Requirements: Search the material for "React" and show all lines that contain it.

Extracted material:
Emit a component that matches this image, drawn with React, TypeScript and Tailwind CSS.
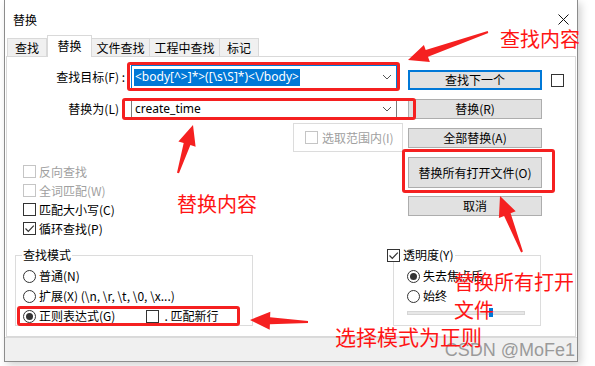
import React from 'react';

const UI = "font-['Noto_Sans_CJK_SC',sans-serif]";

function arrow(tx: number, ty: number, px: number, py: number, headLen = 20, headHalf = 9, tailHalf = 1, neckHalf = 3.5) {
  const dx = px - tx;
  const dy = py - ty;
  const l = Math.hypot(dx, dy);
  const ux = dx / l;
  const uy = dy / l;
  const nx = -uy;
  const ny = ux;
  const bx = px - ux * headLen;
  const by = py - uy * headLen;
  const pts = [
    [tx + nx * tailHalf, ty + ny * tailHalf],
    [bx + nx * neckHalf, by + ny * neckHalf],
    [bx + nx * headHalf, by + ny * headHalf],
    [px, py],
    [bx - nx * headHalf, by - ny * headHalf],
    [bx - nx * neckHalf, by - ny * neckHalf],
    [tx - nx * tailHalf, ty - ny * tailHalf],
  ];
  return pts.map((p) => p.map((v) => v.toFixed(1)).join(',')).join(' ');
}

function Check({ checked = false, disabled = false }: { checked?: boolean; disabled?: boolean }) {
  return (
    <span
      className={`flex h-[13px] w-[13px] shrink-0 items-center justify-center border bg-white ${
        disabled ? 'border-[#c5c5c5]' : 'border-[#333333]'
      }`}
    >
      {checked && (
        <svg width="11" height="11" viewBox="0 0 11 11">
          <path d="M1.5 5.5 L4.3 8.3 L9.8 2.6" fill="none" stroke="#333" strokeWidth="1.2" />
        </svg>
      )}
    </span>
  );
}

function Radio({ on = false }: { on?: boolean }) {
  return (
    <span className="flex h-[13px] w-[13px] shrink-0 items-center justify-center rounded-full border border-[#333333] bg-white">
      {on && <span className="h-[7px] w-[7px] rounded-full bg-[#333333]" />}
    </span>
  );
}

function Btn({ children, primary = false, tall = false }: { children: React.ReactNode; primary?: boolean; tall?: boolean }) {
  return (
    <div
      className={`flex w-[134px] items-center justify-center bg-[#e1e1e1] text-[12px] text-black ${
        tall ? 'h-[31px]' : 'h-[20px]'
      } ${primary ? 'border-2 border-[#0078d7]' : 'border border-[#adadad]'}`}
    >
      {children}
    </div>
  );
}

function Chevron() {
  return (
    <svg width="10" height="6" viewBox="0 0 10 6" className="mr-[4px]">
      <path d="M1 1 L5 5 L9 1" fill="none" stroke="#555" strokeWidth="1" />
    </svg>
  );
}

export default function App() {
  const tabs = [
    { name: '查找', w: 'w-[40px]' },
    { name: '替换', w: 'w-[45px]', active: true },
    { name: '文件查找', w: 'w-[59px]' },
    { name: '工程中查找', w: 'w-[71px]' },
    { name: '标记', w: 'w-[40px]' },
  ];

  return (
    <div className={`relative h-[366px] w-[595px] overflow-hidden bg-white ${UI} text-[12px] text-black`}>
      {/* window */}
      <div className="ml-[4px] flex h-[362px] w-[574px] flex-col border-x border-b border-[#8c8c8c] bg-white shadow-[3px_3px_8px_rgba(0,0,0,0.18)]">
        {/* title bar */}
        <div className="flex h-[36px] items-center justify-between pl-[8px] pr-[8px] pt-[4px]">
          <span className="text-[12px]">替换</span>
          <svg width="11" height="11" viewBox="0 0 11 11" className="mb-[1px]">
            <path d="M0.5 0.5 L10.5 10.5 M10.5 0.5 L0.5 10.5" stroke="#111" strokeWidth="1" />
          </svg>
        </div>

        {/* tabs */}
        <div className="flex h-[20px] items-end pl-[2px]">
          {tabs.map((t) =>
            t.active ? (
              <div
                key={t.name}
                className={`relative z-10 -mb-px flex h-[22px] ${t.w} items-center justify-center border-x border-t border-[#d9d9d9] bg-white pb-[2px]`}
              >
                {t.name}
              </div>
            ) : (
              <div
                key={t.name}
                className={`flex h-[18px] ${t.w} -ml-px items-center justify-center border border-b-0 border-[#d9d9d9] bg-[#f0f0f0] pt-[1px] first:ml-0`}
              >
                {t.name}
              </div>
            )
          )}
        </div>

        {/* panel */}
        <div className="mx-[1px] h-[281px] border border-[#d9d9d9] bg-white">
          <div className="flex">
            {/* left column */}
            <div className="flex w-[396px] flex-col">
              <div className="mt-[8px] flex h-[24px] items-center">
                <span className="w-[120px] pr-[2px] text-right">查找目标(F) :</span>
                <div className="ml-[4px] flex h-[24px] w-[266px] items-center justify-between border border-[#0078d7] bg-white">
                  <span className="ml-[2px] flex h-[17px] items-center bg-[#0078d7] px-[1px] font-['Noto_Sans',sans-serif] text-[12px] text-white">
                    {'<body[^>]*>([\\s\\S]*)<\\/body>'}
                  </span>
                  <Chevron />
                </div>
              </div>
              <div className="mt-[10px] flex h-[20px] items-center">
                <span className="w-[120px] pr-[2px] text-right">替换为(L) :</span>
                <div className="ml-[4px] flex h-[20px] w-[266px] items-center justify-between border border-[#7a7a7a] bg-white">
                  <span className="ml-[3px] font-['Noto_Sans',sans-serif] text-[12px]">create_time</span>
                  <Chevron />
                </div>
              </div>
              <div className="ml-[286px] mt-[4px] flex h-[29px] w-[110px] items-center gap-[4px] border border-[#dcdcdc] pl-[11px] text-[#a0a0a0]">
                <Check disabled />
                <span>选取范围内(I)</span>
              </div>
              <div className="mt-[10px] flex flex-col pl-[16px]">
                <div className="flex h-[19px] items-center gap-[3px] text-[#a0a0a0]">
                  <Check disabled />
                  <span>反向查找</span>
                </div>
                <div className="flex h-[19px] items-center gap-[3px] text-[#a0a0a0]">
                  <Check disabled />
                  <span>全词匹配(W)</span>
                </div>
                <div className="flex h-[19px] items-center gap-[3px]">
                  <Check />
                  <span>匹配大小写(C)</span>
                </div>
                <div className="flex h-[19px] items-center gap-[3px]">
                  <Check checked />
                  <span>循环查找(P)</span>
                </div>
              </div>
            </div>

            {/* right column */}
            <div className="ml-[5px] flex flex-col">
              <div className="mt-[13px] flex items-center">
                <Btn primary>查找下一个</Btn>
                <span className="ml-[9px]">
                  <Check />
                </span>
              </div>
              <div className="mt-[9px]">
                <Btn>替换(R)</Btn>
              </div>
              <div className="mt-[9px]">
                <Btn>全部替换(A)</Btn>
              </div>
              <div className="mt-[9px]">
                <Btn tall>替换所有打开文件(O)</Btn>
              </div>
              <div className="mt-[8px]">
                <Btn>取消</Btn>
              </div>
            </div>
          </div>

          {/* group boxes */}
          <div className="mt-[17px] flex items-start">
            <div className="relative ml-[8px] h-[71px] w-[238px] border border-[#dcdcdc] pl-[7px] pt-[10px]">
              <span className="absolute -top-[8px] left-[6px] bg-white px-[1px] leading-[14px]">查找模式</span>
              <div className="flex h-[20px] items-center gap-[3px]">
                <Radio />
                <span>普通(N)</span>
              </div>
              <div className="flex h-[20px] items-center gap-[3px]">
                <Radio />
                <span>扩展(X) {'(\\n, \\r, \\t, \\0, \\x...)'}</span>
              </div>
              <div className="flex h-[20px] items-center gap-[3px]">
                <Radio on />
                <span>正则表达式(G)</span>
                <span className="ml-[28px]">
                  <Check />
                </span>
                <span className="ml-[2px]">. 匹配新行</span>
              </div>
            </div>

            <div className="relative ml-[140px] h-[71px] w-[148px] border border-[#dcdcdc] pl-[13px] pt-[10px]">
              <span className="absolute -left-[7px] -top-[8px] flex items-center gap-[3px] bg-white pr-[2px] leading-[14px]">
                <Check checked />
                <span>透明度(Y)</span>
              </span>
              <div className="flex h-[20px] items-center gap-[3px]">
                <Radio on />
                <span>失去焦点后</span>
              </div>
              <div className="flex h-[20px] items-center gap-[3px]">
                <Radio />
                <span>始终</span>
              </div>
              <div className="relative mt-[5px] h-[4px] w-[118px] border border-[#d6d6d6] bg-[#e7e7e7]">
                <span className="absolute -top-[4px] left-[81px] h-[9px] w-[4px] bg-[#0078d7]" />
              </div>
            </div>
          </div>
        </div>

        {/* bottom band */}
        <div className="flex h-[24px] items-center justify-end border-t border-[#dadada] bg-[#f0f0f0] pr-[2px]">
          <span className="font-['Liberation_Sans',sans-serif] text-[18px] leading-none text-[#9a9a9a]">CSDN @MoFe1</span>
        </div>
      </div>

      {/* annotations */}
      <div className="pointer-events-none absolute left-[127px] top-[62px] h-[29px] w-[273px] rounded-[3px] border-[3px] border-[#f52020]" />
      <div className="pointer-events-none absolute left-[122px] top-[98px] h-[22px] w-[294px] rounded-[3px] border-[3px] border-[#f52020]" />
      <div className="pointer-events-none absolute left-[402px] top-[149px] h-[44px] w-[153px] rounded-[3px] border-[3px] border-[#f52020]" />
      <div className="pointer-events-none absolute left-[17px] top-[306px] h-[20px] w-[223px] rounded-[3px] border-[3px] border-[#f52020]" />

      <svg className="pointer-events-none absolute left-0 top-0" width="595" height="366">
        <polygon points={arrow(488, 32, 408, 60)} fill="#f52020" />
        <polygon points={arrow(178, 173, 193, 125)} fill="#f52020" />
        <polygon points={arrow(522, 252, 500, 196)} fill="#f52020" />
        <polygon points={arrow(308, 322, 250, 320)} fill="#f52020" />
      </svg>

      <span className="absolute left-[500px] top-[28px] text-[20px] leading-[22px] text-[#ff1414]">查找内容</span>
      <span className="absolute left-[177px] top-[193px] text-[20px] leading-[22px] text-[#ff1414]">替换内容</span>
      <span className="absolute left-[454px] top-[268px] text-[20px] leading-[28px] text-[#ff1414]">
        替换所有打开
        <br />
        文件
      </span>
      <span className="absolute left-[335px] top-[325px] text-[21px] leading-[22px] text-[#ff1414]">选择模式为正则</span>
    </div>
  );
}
---
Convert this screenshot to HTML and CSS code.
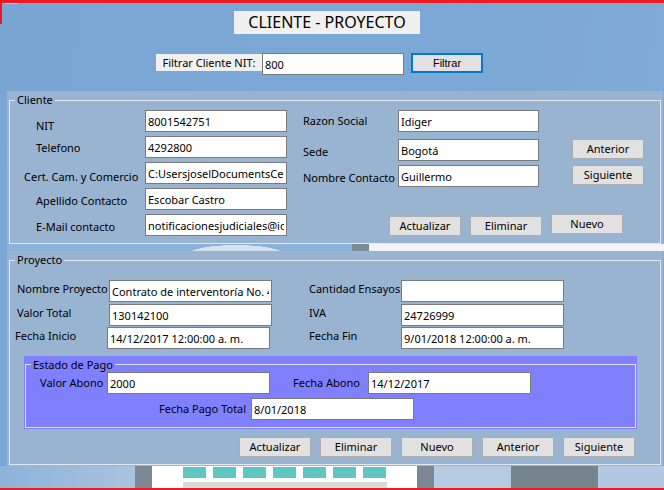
* * *
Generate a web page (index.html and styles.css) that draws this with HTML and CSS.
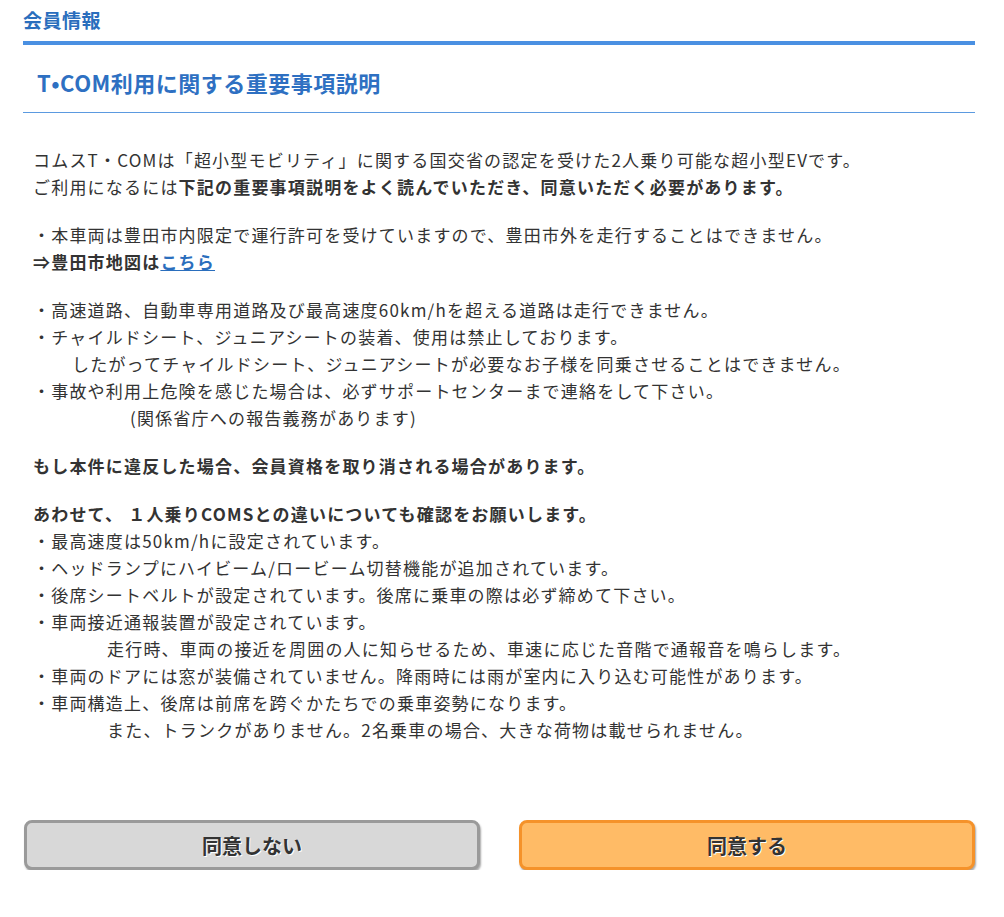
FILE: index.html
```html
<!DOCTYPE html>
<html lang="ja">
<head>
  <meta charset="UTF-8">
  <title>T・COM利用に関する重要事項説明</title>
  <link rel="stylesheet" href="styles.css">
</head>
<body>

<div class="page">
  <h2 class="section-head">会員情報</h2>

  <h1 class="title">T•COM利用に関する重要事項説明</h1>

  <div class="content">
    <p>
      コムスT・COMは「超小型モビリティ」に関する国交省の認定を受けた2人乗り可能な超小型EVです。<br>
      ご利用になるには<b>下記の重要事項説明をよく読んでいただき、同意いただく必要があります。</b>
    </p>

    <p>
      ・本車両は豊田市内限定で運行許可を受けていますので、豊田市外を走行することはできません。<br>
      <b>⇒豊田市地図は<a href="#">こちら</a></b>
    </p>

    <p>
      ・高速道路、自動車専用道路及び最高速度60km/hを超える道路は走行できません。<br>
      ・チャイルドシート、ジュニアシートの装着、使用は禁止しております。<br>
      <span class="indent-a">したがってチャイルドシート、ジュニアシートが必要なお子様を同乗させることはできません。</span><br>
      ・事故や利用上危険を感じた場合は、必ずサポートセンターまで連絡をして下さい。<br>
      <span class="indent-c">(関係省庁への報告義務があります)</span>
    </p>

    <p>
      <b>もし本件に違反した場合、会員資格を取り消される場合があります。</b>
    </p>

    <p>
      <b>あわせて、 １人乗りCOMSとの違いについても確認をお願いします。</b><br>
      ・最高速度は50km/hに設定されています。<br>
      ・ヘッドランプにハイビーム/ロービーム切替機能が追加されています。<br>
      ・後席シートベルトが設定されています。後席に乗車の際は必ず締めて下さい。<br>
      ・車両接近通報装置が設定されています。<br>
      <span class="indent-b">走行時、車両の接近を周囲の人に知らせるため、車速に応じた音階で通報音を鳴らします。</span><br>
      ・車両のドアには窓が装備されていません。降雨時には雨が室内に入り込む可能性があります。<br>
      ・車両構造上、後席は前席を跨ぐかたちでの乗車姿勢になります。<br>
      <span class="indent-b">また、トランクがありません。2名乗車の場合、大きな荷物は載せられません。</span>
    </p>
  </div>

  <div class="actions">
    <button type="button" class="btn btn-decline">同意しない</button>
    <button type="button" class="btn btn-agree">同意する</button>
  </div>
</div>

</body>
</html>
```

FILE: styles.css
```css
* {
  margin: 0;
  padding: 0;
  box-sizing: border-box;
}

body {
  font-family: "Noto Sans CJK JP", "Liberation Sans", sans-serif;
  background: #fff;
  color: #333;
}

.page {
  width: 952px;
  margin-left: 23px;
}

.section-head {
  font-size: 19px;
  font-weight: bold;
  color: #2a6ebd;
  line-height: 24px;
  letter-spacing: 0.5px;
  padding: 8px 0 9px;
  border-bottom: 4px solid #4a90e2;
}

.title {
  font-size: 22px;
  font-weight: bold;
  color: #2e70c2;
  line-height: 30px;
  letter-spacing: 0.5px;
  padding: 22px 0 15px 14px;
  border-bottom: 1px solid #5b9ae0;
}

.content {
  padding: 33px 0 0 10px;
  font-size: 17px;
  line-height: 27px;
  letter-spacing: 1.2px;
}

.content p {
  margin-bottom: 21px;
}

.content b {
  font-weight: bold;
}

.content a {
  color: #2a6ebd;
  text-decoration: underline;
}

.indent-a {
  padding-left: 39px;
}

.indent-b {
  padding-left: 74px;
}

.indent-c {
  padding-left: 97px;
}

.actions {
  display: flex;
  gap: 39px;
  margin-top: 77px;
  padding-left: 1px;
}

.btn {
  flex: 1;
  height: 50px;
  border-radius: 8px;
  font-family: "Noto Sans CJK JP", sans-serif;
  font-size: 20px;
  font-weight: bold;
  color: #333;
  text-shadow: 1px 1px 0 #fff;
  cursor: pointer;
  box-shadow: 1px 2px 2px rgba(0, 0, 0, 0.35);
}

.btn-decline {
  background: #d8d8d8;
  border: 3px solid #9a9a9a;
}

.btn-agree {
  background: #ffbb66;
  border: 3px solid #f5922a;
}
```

Completed task:
Emit a component that matches this image, drawn with React, TypeScript and Tailwind CSS.
import React from 'react';
function Btn({ children, primary = false, tall = false }: { children: React.ReactNode; primary?: boolean; tall?: boolean }) {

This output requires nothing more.